From Blossoms by Li-Young Lee

From blossoms comes
this brown paper bag of peaches
we bought from the boy
at the bend in the road where we turned toward
signs painted Peaches.
From laden boughs, from hands,
from sweet fellowship in the bins,
comes nectar at the roadside, succulent
peaches we devour, dusty skin and all,
comes the familiar dust of summer, dust we eat.
O, to take what we love inside,
to carry within us an orchard, to eat
not only the skin, but the shade,
not only the sugar, but the days, to hold
the fruit in our hands, adore it, then bite into
the round jubilance of peach.
There are days we live
as if death were nowhere
in the background; from joy
to joy to joy, from wing to wing,
from blossom to blossom to
impossible blossom, to sweet impossible blossom.

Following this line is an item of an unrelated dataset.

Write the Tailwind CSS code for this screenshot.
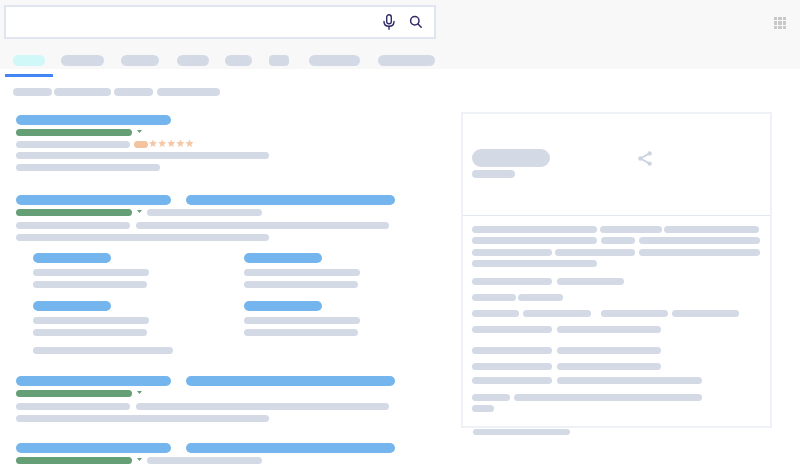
<!DOCTYPE html>
<html lang="en">
<head>
    <meta charset="UTF-8">
    <meta name="viewport" content="width=device-width, initial-scale=1.0">
    <title>Search results skeleton</title>
    <script src="https://cdn.jsdelivr.net/npm/@tailwindcss/browser@4"></script>
</head>
<body class="bg-white overflow-hidden">
    <div class="w-[800px] h-[467px] overflow-hidden blur-[0.4px]">
        <!-- Top bar -->
        <header class="flex justify-between h-[69px] bg-[#f8f8f8]">
            <div>
                <div class="flex items-center justify-end ml-[4px] mt-[5px] w-[432px] h-[34px] bg-white border-2 border-[#e0e5f0]">
                    <svg class="w-[14px] h-[16px] mr-[13px]" viewBox="0 0 14 16" fill="none" stroke="#2f2b66" stroke-width="1.4" stroke-linecap="round">
                        <rect x="4.7" y="0.8" width="4.6" height="9" rx="2.3"/>
                        <path d="M2 7.4c0 3 2.2 4.8 5 4.8s5-1.8 5-4.8"/>
                        <path d="M7 12.2v3"/>
                    </svg>
                    <svg class="w-[14px] h-[14px] mr-[11px]" viewBox="0 0 14 14" fill="none" stroke="#2f2b66" stroke-width="1.5" stroke-linecap="round">
                        <circle cx="5.8" cy="5.8" r="4.2"/>
                        <path d="M9 9l3.2 3.2"/>
                    </svg>
                </div>
                <div class="flex mt-[16px] h-[11px]">
                    <div class="ml-[13px] w-[32px] rounded-full bg-[#d0f8f8]"></div>
                    <div class="ml-[16px] w-[43px] rounded-full bg-[#d3dae6]"></div>
                    <div class="ml-[17px] w-[38px] rounded-full bg-[#d3dae6]"></div>
                    <div class="ml-[18px] w-[32px] rounded-full bg-[#d3dae6]"></div>
                    <div class="ml-[16px] w-[27px] rounded-full bg-[#d3dae6]"></div>
                    <div class="ml-[17px] w-[20px] rounded-[4px] bg-[#d3dae6]"></div>
                    <div class="ml-[20px] w-[51px] rounded-full bg-[#d3dae6]"></div>
                    <div class="ml-[18px] w-[57px] rounded-full bg-[#d3dae6]"></div>
                </div>
            </div>
            <div class="grid grid-cols-3 gap-[1px] w-[12px] h-[12px] mt-[17px] mr-[14px]">
                <div class="bg-[#c8c8c8]"></div><div class="bg-[#c8c8c8]"></div><div class="bg-[#c8c8c8]"></div>
                <div class="bg-[#c8c8c8]"></div><div class="bg-[#c8c8c8]"></div><div class="bg-[#c8c8c8]"></div>
                <div class="bg-[#c8c8c8]"></div><div class="bg-[#c8c8c8]"></div><div class="bg-[#c8c8c8]"></div>
            </div>
        </header>

        <div class="ml-[5px] mt-[5px] w-[48px] h-[3px] bg-[#4285f4]"></div>

        <!-- Filters -->
        <div class="flex h-[8px] mt-[11px] ml-[13px]">
            <div class="w-[39px] rounded-full bg-[#d3dae6]"></div>
            <div class="ml-[2px] w-[57px] rounded-full bg-[#d3dae6]"></div>
            <div class="ml-[3px] w-[39px] rounded-full bg-[#d3dae6]"></div>
            <div class="ml-[4px] w-[63px] rounded-full bg-[#d3dae6]"></div>
        </div>

        <main class="flex">
            <!-- Results -->
            <section class="w-[461px] pl-[16px] pt-[19px]">
                <div class="w-[155px] h-[10px] rounded-full bg-[#74b5ee]"></div>
                <div class="flex items-center mt-[4px] h-[7px]">
                    <div class="w-[116px] h-full rounded-full bg-[#659f76]"></div>
                    <svg class="ml-[5px] w-[5px] h-[3px] -mt-[2px]" viewBox="0 0 5 3"><polygon points="0,0 5,0 2.5,3" fill="#659f76"/></svg>
                </div>
                <div class="flex items-center mt-[5px] h-[7px]">
                    <div class="w-[114px] h-full rounded-full bg-[#d3dae6]"></div>
                    <div class="ml-[4px] w-[14px] h-full rounded-full bg-[#f3c3a0]"></div>
                    <svg class="ml-[1px] -mt-[2px] w-[45px] h-[9px]" viewBox="0 0 45 9" fill="#f5c7a6">
                        <polygon points="4,0.4 5.1,3.1 8,3.3 5.8,5.2 6.5,8.1 4,6.5 1.5,8.1 2.2,5.2 0,3.3 2.9,3.1"/>
                        <polygon transform="translate(9.2 0)" points="4,0.4 5.1,3.1 8,3.3 5.8,5.2 6.5,8.1 4,6.5 1.5,8.1 2.2,5.2 0,3.3 2.9,3.1"/>
                        <polygon transform="translate(18.3 0)" points="4,0.4 5.1,3.1 8,3.3 5.8,5.2 6.5,8.1 4,6.5 1.5,8.1 2.2,5.2 0,3.3 2.9,3.1"/>
                        <polygon transform="translate(27.4 0)" points="4,0.4 5.1,3.1 8,3.3 5.8,5.2 6.5,8.1 4,6.5 1.5,8.1 2.2,5.2 0,3.3 2.9,3.1"/>
                        <polygon transform="translate(36.5 0)" points="4,0.4 5.1,3.1 8,3.3 5.8,5.2 6.5,8.1 4,6.5 1.5,8.1 2.2,5.2 0,3.3 2.9,3.1"/>
                    </svg>
                </div>
                <div class="mt-[4px] w-[253px] h-[7px] rounded-full bg-[#d3dae6]"></div>
                <div class="mt-[5px] w-[144px] h-[7px] rounded-full bg-[#d3dae6]"></div>

                <div class="flex mt-[24px] h-[10px]">
                    <div class="w-[155px] rounded-full bg-[#74b5ee]"></div>
                    <div class="ml-[15px] w-[209px] rounded-full bg-[#74b5ee]"></div>
                </div>
                <div class="flex items-center mt-[4px] h-[7px]">
                    <div class="w-[116px] h-full rounded-full bg-[#659f76]"></div>
                    <svg class="ml-[5px] w-[5px] h-[3px] -mt-[2px]" viewBox="0 0 5 3"><polygon points="0,0 5,0 2.5,3" fill="#659f76"/></svg>
                    <div class="ml-[5px] w-[115px] h-full rounded-full bg-[#d3dae6]"></div>
                </div>
                <div class="flex mt-[6px] h-[7px]">
                    <div class="w-[114px] rounded-full bg-[#d3dae6]"></div>
                    <div class="ml-[6px] w-[253px] rounded-full bg-[#d3dae6]"></div>
                </div>
                <div class="mt-[5px] w-[253px] h-[7px] rounded-full bg-[#d3dae6]"></div>

                <!-- Sitelinks -->
                <div class="grid grid-cols-[211px_116px] ml-[17px] mt-[12px] gap-y-[13px]">
                    <div>
                        <div class="w-[78px] h-[10px] rounded-full bg-[#74b5ee]"></div>
                        <div class="mt-[6px] w-[116px] h-[7px] rounded-full bg-[#d3dae6]"></div>
                        <div class="mt-[5px] w-[114px] h-[7px] rounded-full bg-[#d3dae6]"></div>
                    </div>
                    <div>
                        <div class="w-[78px] h-[10px] rounded-full bg-[#74b5ee]"></div>
                        <div class="mt-[6px] w-[116px] h-[7px] rounded-full bg-[#d3dae6]"></div>
                        <div class="mt-[5px] w-[114px] h-[7px] rounded-full bg-[#d3dae6]"></div>
                    </div>
                    <div>
                        <div class="w-[78px] h-[10px] rounded-full bg-[#74b5ee]"></div>
                        <div class="mt-[6px] w-[116px] h-[7px] rounded-full bg-[#d3dae6]"></div>
                        <div class="mt-[5px] w-[114px] h-[7px] rounded-full bg-[#d3dae6]"></div>
                    </div>
                    <div>
                        <div class="w-[78px] h-[10px] rounded-full bg-[#74b5ee]"></div>
                        <div class="mt-[6px] w-[116px] h-[7px] rounded-full bg-[#d3dae6]"></div>
                        <div class="mt-[5px] w-[114px] h-[7px] rounded-full bg-[#d3dae6]"></div>
                    </div>
                </div>
                <div class="ml-[17px] mt-[11px] w-[140px] h-[7px] rounded-full bg-[#d3dae6]"></div>

                <div class="flex mt-[22px] h-[10px]">
                    <div class="w-[155px] rounded-full bg-[#74b5ee]"></div>
                    <div class="ml-[15px] w-[209px] rounded-full bg-[#74b5ee]"></div>
                </div>
                <div class="flex items-center mt-[4px] h-[7px]">
                    <div class="w-[116px] h-full rounded-full bg-[#659f76]"></div>
                    <svg class="ml-[5px] w-[5px] h-[3px] -mt-[2px]" viewBox="0 0 5 3"><polygon points="0,0 5,0 2.5,3" fill="#659f76"/></svg>
                </div>
                <div class="flex mt-[6px] h-[7px]">
                    <div class="w-[114px] rounded-full bg-[#d3dae6]"></div>
                    <div class="ml-[6px] w-[253px] rounded-full bg-[#d3dae6]"></div>
                </div>
                <div class="mt-[5px] w-[253px] h-[7px] rounded-full bg-[#d3dae6]"></div>

                <div class="flex mt-[21px] h-[10px]">
                    <div class="w-[155px] rounded-full bg-[#74b5ee]"></div>
                    <div class="ml-[15px] w-[209px] rounded-full bg-[#74b5ee]"></div>
                </div>
                <div class="flex items-center mt-[4px] h-[7px]">
                    <div class="w-[116px] h-full rounded-full bg-[#659f76]"></div>
                    <svg class="ml-[5px] w-[5px] h-[3px] -mt-[2px]" viewBox="0 0 5 3"><polygon points="0,0 5,0 2.5,3" fill="#659f76"/></svg>
                    <div class="ml-[5px] w-[115px] h-full rounded-full bg-[#d3dae6]"></div>
                </div>
            </section>

            <!-- Knowledge panel -->
            <aside class="pt-[16px]">
                <div class="w-[311px] h-[316px] border-2 border-[#eef1f7]">
                    <div class="flex h-[102px] pl-[9px] border-b border-[#e3e7f1]">
                        <div class="w-[166px] pt-[35px]">
                            <div class="w-[78px] h-[18px] rounded-[9px] bg-[#d3dae6]"></div>
                            <div class="mt-[3px] w-[43px] h-[8px] rounded-full bg-[#d3dae6]"></div>
                        </div>
                        <svg class="mt-[37px] w-[14px] h-[15px]" viewBox="0 0 14 15" fill="#ccd4e2">
                            <circle cx="2.4" cy="7.5" r="2.2"/>
                            <circle cx="11.6" cy="2.4" r="2.2"/>
                            <circle cx="11.6" cy="12.6" r="2.2"/>
                            <path d="M2.4 7.5L11.6 2.4M2.4 7.5L11.6 12.6" fill="none" stroke="#ccd4e2" stroke-width="1.8"/>
                        </svg>
                    </div>
                    <div class="pl-[9px]">
                        <div class="flex mt-[10px] h-[7px]">
                            <div class="w-[125px] rounded-full bg-[#d3dae6]"></div>
                            <div class="ml-[3px] w-[62px] rounded-full bg-[#d3dae6]"></div>
                            <div class="ml-[2px] w-[95px] rounded-full bg-[#d3dae6]"></div>
                        </div>
                        <div class="flex mt-[4px] h-[7px]">
                            <div class="w-[125px] rounded-full bg-[#d3dae6]"></div>
                            <div class="ml-[4px] w-[34px] rounded-full bg-[#d3dae6]"></div>
                            <div class="ml-[4px] w-[121px] rounded-full bg-[#d3dae6]"></div>
                        </div>
                        <div class="flex mt-[5px] h-[7px]">
                            <div class="w-[80px] rounded-full bg-[#d3dae6]"></div>
                            <div class="ml-[3px] w-[80px] rounded-full bg-[#d3dae6]"></div>
                            <div class="ml-[4px] w-[121px] rounded-full bg-[#d3dae6]"></div>
                        </div>
                        <div class="mt-[4px] w-[125px] h-[7px] rounded-full bg-[#d3dae6]"></div>

                        <div class="flex mt-[11px] h-[7px]">
                            <div class="w-[80px] rounded-full bg-[#d3dae6]"></div>
                            <div class="ml-[5px] w-[67px] rounded-full bg-[#d3dae6]"></div>
                        </div>
                        <div class="flex mt-[9px] h-[7px]">
                            <div class="w-[44px] rounded-full bg-[#d3dae6]"></div>
                            <div class="ml-[2px] w-[45px] rounded-full bg-[#d3dae6]"></div>
                        </div>
                        <div class="flex mt-[9px] h-[7px]">
                            <div class="w-[47px] rounded-full bg-[#d3dae6]"></div>
                            <div class="ml-[4px] w-[68px] rounded-full bg-[#d3dae6]"></div>
                            <div class="ml-[10px] w-[67px] rounded-full bg-[#d3dae6]"></div>
                            <div class="ml-[4px] w-[67px] rounded-full bg-[#d3dae6]"></div>
                        </div>
                        <div class="flex mt-[9px] h-[7px]">
                            <div class="w-[80px] rounded-full bg-[#d3dae6]"></div>
                            <div class="ml-[5px] w-[104px] rounded-full bg-[#d3dae6]"></div>
                        </div>

                        <div class="flex mt-[14px] h-[7px]">
                            <div class="w-[80px] rounded-full bg-[#d3dae6]"></div>
                            <div class="ml-[5px] w-[104px] rounded-full bg-[#d3dae6]"></div>
                        </div>
                        <div class="flex mt-[9px] h-[7px]">
                            <div class="w-[80px] rounded-full bg-[#d3dae6]"></div>
                            <div class="ml-[5px] w-[104px] rounded-full bg-[#d3dae6]"></div>
                        </div>
                        <div class="flex mt-[7px] h-[7px]">
                            <div class="w-[80px] rounded-full bg-[#d3dae6]"></div>
                            <div class="ml-[5px] w-[145px] rounded-full bg-[#d3dae6]"></div>
                        </div>
                        <div class="flex mt-[10px] h-[7px]">
                            <div class="w-[38px] rounded-full bg-[#d3dae6]"></div>
                            <div class="ml-[4px] w-[188px] rounded-full bg-[#d3dae6]"></div>
                        </div>
                        <div class="mt-[4px] w-[22px] h-[7px] rounded-full bg-[#d3dae6]"></div>
                    </div>
                </div>
                <div class="ml-[12px] mt-[1px] w-[97px] h-[6px] rounded-full bg-[#d3dae6]"></div>
            </aside>
        </main>
    </div>
</body>
</html>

Already last month I was thinking of this poem, as I do every year as the peaches begin to ripen. I remember this brown paper bag of peaches purchased last summer at a local farmers’ market, even though they are not quite local but come from Niagara.
The poet takes us from the picking of this fruit to devouring, dusty skin and all …dust of summer, dust we eat. Can’t you just feel the soft warm fuzz of a peach in your hand? It really is a sweet dust, a taste of summer, of August.
Then it becomes like a prayer or a hymn, O, to take what we love inside, eating the shade, the sugar, the days, a communion with summer. This is no ordinary food as we taste the round jubilance of peach. I cannot eat a peach anymore without thinking of that phrase, the joyfulness of the experience in a taste. I have tasted peaches like that.
He reminds us that we live as if life will go on forever, as if death were nowhere / in the background. We will not always be here to swoon over peaches but we can live in the moment, from joy to wing to blossom, to sweet impossible blossom.